Industriewaren "made in Germany" im Aufwind
Bei den Einfuhren aus Deutschland entwickelten sich vor allem die Kategorien Medizintechnik, optische und Präzisionsinstrumente (+37 Prozent), Chemikalien (+35 Prozent) und Maschinen inklusive elektrischer Maschinen (+26 Prozent) positiv. Die Exporte von Taiwan nach Deutschland stiegen im vergangenen Jahr auf 8,2 Milliarden US$. Deutschland konnte gemäß der taiwanischen Statistik aber dennoch einen deutlichen Handelsüberschuss im Wert von 4,3 Milliarden US$ erzielen.

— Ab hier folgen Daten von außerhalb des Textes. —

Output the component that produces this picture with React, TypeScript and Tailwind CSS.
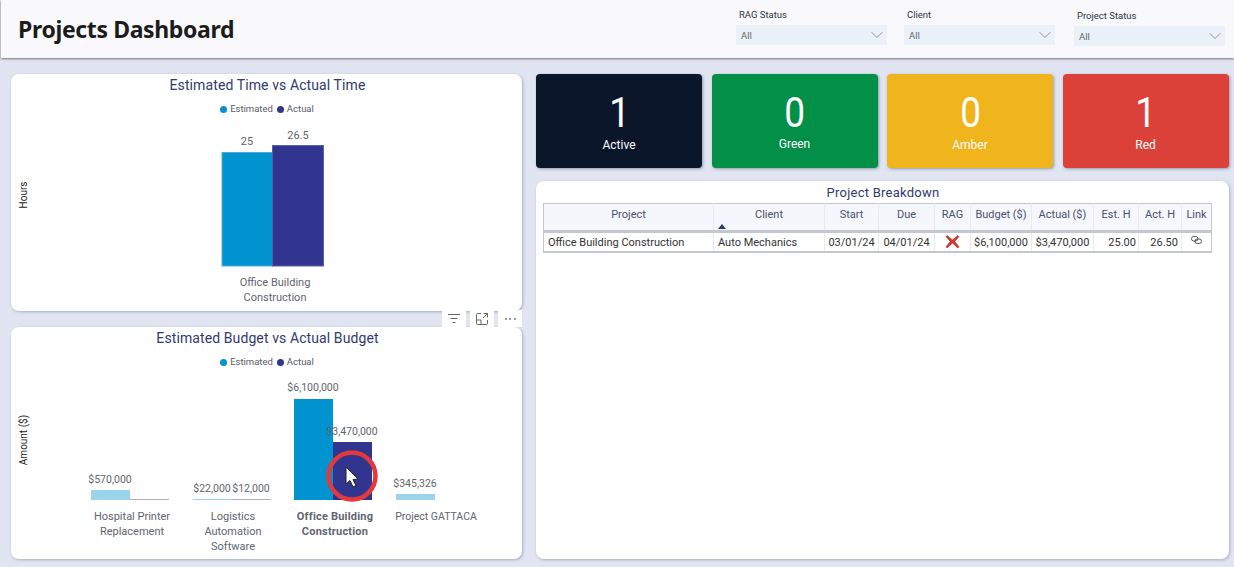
import React from 'react';
import { ChevronDown } from 'lucide-react';

const din = "font-['Roboto','Liberation_Sans',sans-serif]";

const filters = [
  { label: 'RAG Status', offset: '' },
  { label: 'Client', offset: '' },
  { label: 'Project Status', offset: 'mt-px ml-[2px]' },
];

const kpis = [
  { value: '1', label: 'Active', color: 'bg-[#0c162b]', labelGap: 'mt-[3px]' },
  { value: '0', label: 'Green', color: 'bg-[#028f48]', labelGap: 'mt-[2px]' },
  { value: '0', label: 'Amber', color: 'bg-[#f0b41c]', labelGap: 'mt-[3px]' },
  { value: '1', label: 'Red', color: 'bg-[#dc4139]', labelGap: 'mt-[3px]' },
];

const columns = [
  { name: 'Project', width: 'w-[170px]' },
  { name: 'Client', width: 'w-[111px]' },
  { name: 'Start', width: 'w-[54px]' },
  { name: 'Due', width: 'w-[56px]' },
  { name: 'RAG', width: 'w-[36px]' },
  { name: 'Budget ($)', width: 'w-[61px]' },
  { name: 'Actual ($)', width: 'w-[62px]' },
  { name: 'Est. H', width: 'w-[45px]' },
  { name: 'Act. H', width: 'w-[43px]' },
  { name: 'Link', width: 'w-[30px]' },
];

function Legend() {
  return (
    <div className="flex h-[14px] items-center justify-center gap-[3px] pl-[1px] text-[9.5px] leading-none text-[#555b66]">
      <span className="size-[7px] rounded-full bg-[#0093d0]" />
      <span className="mr-[1px]">Estimated</span>
      <span className="size-[7px] rounded-full bg-[#32358f]" />
      <span>Actual</span>
    </div>
  );
}

function ChartCard({ title, className, children }: { title: string; className: string; children: React.ReactNode }) {
  return (
    <section className={`flex flex-col overflow-hidden rounded-[8px] bg-white shadow-[1px_1px_3px_rgba(90,105,160,0.45)] ${className}`}>
      <h2 className="h-[24px] pl-[2px] pt-[1px] text-center text-[14px] leading-[20px] tracking-[0.1px] text-[#2f3a6e]">{title}</h2>
      <div className="mt-[4px] h-[13px]"><Legend /></div>
      {children}
    </section>
  );
}

// svg origin is the card's top left, so the drawing is shifted up by the title + legend
function TimeChart() {
  return (
    <svg width="511" height="196" viewBox="0 41 511 196" className="block" fontFamily="Roboto, sans-serif">
      <text x="15.5" y="121" transform="rotate(-90 15.5 121)" textAnchor="middle" fontSize="10" fill="#222">Hours</text>
      <rect x="211" y="78.5" width="50.5" height="113.5" fill="#0093d0" stroke="#4fa9d8" />
      <rect x="261.5" y="71.5" width="51" height="120.5" fill="#32358f" stroke="#5b5ea8" />
      <g fontSize="11" fill="#5f6570" textAnchor="middle">
        <text x="236" y="71">25</text>
        <text x="287" y="65">26.5</text>
        <text x="264" y="212">Office Building</text>
        <text x="264" y="227">Construction</text>
      </g>
    </svg>
  );
}

function BudgetChart() {
  return (
    <svg width="511" height="191" viewBox="0 41 511 191" className="block" fontFamily="Roboto, sans-serif">
      <text x="15.5" y="113" transform="rotate(-90 15.5 113)" textAnchor="middle" fontSize="10" fill="#222">Amount ($)</text>
      <rect x="80" y="163" width="39" height="10" fill="#99d4ec" />
      <rect x="119" y="172" width="39" height="1" fill="#adaed2" />
      <rect x="182" y="172" width="39" height="1" fill="#99d4ec" />
      <rect x="221" y="172" width="39" height="1" fill="#adaed2" />
      <rect x="283" y="72" width="39" height="101" fill="#0093d0" />
      <rect x="322" y="115" width="39" height="58" fill="#32358f" />
      <rect x="385" y="167" width="39" height="6" fill="#99d4ec" />
      <g fontSize="10.5" fill="#5f6570" textAnchor="middle">
        <text x="99" y="156">$570,000</text>
        <text x="201" y="165">$22,000</text>
        <text x="240" y="165">$12,000</text>
        <text x="302" y="64">$6,100,000</text>
        <text x="341" y="108">$3,470,000</text>
        <text x="404" y="160">$345,326</text>
        <text x="425" y="193">Project GATTACA</text>
      </g>
      <g fontSize="11" fill="#5f6570" textAnchor="middle">
        <text x="121" y="193">Hospital Printer</text>
        <text x="121" y="208">Replacement</text>
        <text x="222" y="193">Logistics</text>
        <text x="222" y="208">Automation</text>
        <text x="222" y="223">Software</text>
        <text x="324" y="193" fontWeight="700" letterSpacing="0.2">Office Building</text>
        <text x="324" y="208" fontWeight="700" letterSpacing="0.2">Construction</text>
      </g>
      {/* highlight ring and mouse pointer from the recording */}
      <circle cx="341" cy="149" r="23.5" fill="none" stroke="#e0393e" strokeWidth="4.5" />
      <path d="M335 140 L335 157 L339 153.5 L342 160 L345 158.5 L342 152.5 L347 152 Z" fill="#fff" stroke="#222" strokeWidth="1" strokeLinejoin="round" />
    </svg>
  );
}

function VisualToolbar() {
  return (
    <div className="absolute right-0 top-[-17px] flex h-[17px] gap-[4px]">
      <div className="flex w-[24px] items-center justify-center bg-white">
        <svg width="14" height="12" viewBox="0 0 14 12" fill="none" stroke="#666" strokeWidth="1"><path d="M1 1.5h12M3.5 5.5h7M5.5 9.5h3" /></svg>
      </div>
      <div className="flex w-[24px] items-center justify-center bg-white">
        <svg width="14" height="14" viewBox="0 0 14 14" fill="none" stroke="#666" strokeWidth="1"><path d="M6 1.5H2.5a1 1 0 0 0-1 1v9a1 1 0 0 0 1 1h9a1 1 0 0 0 1-1V8M8.5 1.5h4v4M12.5 1.5 8 6M1.5 8H6v4.5" /></svg>
      </div>
      <div className="flex w-[24px] items-center justify-center gap-[2.5px] bg-white">
        <span className="size-[2px] rounded-full bg-[#777]" />
        <span className="size-[2px] rounded-full bg-[#777]" />
        <span className="size-[2px] rounded-full bg-[#777]" />
      </div>
    </div>
  );
}

function BreakdownTable() {
  return (
    <table className="ml-[7px] w-[669px] table-fixed border-collapse text-[11px] leading-none text-[#333]">
      <colgroup>
        {columns.map((c) => <col key={c.name} className={c.width} />)}
      </colgroup>
      <thead>
        <tr className="h-[28px] border-t border-b-[3px] border-x border-[#c4c7cd] bg-[#f5f7fc] text-[#4a5170]">
          {columns.map((c) => (
            <th key={c.name} className="relative border-r border-[#e8eaf0] pb-[5px] text-center align-middle font-normal last:border-r-0">
              {c.name}
              {c.name === 'Client' && (
                <svg className="absolute bottom-[1px] left-[4px]" width="8" height="5" viewBox="0 0 8 5"><path d="M0 5 4 0l4 5z" fill="#2f3a6e" /></svg>
              )}
            </th>
          ))}
        </tr>
      </thead>
      <tbody>
        <tr className="h-[20px] border-b-2 border-x border-[#c4c7cd] [&>td]:pt-[2px]">
          <td className="border-r border-[#e8eaf0] pl-[4px]">Office Building Construction</td>
          <td className="border-r border-[#e8eaf0] pl-[4px]">Auto Mechanics</td>
          <td className="border-r border-[#e8eaf0] text-center">03/01/24</td>
          <td className="border-r border-[#e8eaf0] text-center">04/01/24</td>
          <td className="border-r border-[#e8eaf0]">
            <svg className="mx-auto -mt-[3px]" width="15" height="15" viewBox="0 0 14 14"><path d="M2 1.5 7 5.5l5-4 1 1L9 7l4 5-1 1-5-4.5L2 13l-1-1 4-5-4-4.5z" fill="#d43a2a" stroke="#a52a1c" strokeWidth="0.6" /></svg>
          </td>
          <td className="border-r border-[#e8eaf0] text-center">$6,100,000</td>
          <td className="border-r border-[#e8eaf0] text-center">$3,470,000</td>
          <td className="border-r border-[#e8eaf0] pr-[2px] text-right">25.00</td>
          <td className="border-r border-[#e8eaf0] pr-[3px] text-right">26.50</td>
          <td>
            <svg className="mx-auto mb-[5px]" width="11" height="8" viewBox="0 0 11 8" fill="none" stroke="#444" strokeWidth="0.9"><rect x="0.5" y="0.5" width="6.5" height="4.5" rx="2.2" /><rect x="4" y="3" width="6.5" height="4.5" rx="2.2" /></svg>
          </td>
        </tr>
      </tbody>
    </table>
  );
}

export default function App() {
  return (
    <div className={`flex h-[567px] w-[1234px] flex-col overflow-hidden bg-[#e1e5f1] pl-px ${din}`}>
      <header className="flex h-[58px] shrink-0 items-start justify-between bg-[#f9f9fb] pl-[17px] pr-[9px] shadow-[0_1px_2px_rgba(40,40,50,0.6)]">
        <h1 className="pt-[12px] font-['Noto_Sans',sans-serif] text-[23px] font-bold leading-[34px] tracking-[-0.36px] text-[#1c1c1c]">Projects Dashboard</h1>
        <div className="flex gap-[17px] pt-[9px]">
          {filters.map((f) => (
            <div key={f.label} className={`w-[151px] ${f.offset}`}>
              <div className="h-[16px] pl-[3px] text-[9.5px] leading-[12px] text-[#2c3440]">{f.label}</div>
              <div className="flex h-[20px] items-center justify-between bg-[#ebf1f9] pl-[5px] text-[9.5px] text-[#666]">
                <span className="pt-[3px]">All</span>
                <ChevronDown size={20} strokeWidth={0.8} className="text-[#666]" />
              </div>
            </div>
          ))}
        </div>
      </header>

      <main className="flex flex-1 gap-[14px] pl-[10px] pt-[16px]">
        <div className="flex w-[511px] flex-col gap-[16px]">
          <ChartCard title="Estimated Time vs Actual Time" className="h-[237px]">
            <TimeChart />
          </ChartCard>
          <div className="relative">
            <ChartCard title="Estimated Budget vs Actual Budget" className="h-[232px]">
              <BudgetChart />
            </ChartCard>
            <VisualToolbar />
          </div>
        </div>

        <div className="flex w-[693px] flex-col gap-[13px]">
          <div className="flex gap-[9.5px]">
            {kpis.map((k) => (
              <div key={k.label} className={`flex h-[94px] w-[166px] flex-col items-center rounded-[4px] text-white shadow-[1px_1px_3px_rgba(70,80,110,0.5)] ${k.color}`}>
                <div className="mt-[16px] h-[44px] scale-x-[0.88] pl-[1px] text-[42px] leading-[46px]">{k.value}</div>
                <div className={`${k.labelGap} text-[12px] leading-[16px]`}>{k.label}</div>
              </div>
            ))}
          </div>
          <section className="h-[378px] rounded-[8px] bg-white shadow-[1px_1px_3px_rgba(90,105,160,0.45)]">
            <h2 className="h-[22px] pl-[1px] pt-[3px] text-center text-[13px] leading-[18px] tracking-[0.25px] text-[#2f3a6e]">Project Breakdown</h2>
            <BreakdownTable />
          </section>
        </div>
      </main>
    </div>
  );
}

Der Außenhandel zwischen den beiden Märkten überschritt damit 2021 erstmalig die Schwelle von 20 Milliarden US$.
| 2021 | Anteil 2021 | Veränderung 2021/20 |
---|---|---|---|
China*) | 84,2 | 22,1 | 29,9 |
Japan | 56,1 | 14,7 | 22,3 |
USA | 39,1 | 10,3 | 20,2 |
Südkorea | 30,6 | 8,0 | 48,6 |
Australien | 14,8 | 3,9 | 83,3 |
Deutschland | 12,5 | 3,3 | 22,8 |
Singapur | 12,1 | 3,2 | 34,3 |
Malaysia | 11,8 | 3,1 | 19,2 |
Niederlande | 10,2 | 2,7 | 55,8 |
Summe | 381,2 | 100,0 | 33,2 |
Dynamik lässt 2022 nach
Die Prognosen für den taiwanischen Außenhandel im Jahr 2022 gestalten sich etwas moderater. Die Regierungsbehörde DGBAS (Directorate-General of Budget, Accouting and Statistics) geht von einem Anziehen der Exporte um 4,2 Prozent aus, die Importe sollen um 3,3 Prozent zulegen. Vorhersagen privater Finanzinstitute liegen etwas darüber, aber immer noch im einstelligen Bereich. Die rückläufige Dynamik wird von Experten mit den hohen Basiseffekten aus dem Vorjahr und einer etwas weniger rasanten globalen Nachfrage im Halbleiterbereich begründet.
Taiwan weist bei seinen Exporten immer noch eine hohe regionale und sektorale Abhängigkeit auf. Die Ausfuhren fließen zu jeweils mehr als die Hälfte in zwei Länder – nach China und in die USA. Elektronik- und IKT-Produkte wiederum determinieren zu über 50 Prozent die Ausfuhrdynamik. In den vergangenen Jahren profitierte Taiwan von der hohen Nachfrage in diesen Bereichen und Regionen, allerdings birgt diese Konstellation auch Risiken. Die Regierung bemüht sich daher, die Ausfuhren im Rahmen der New Southbound Policy stärker nach Südostasien und Indien auszurichten und damit Exportstruktur zu diversifizieren.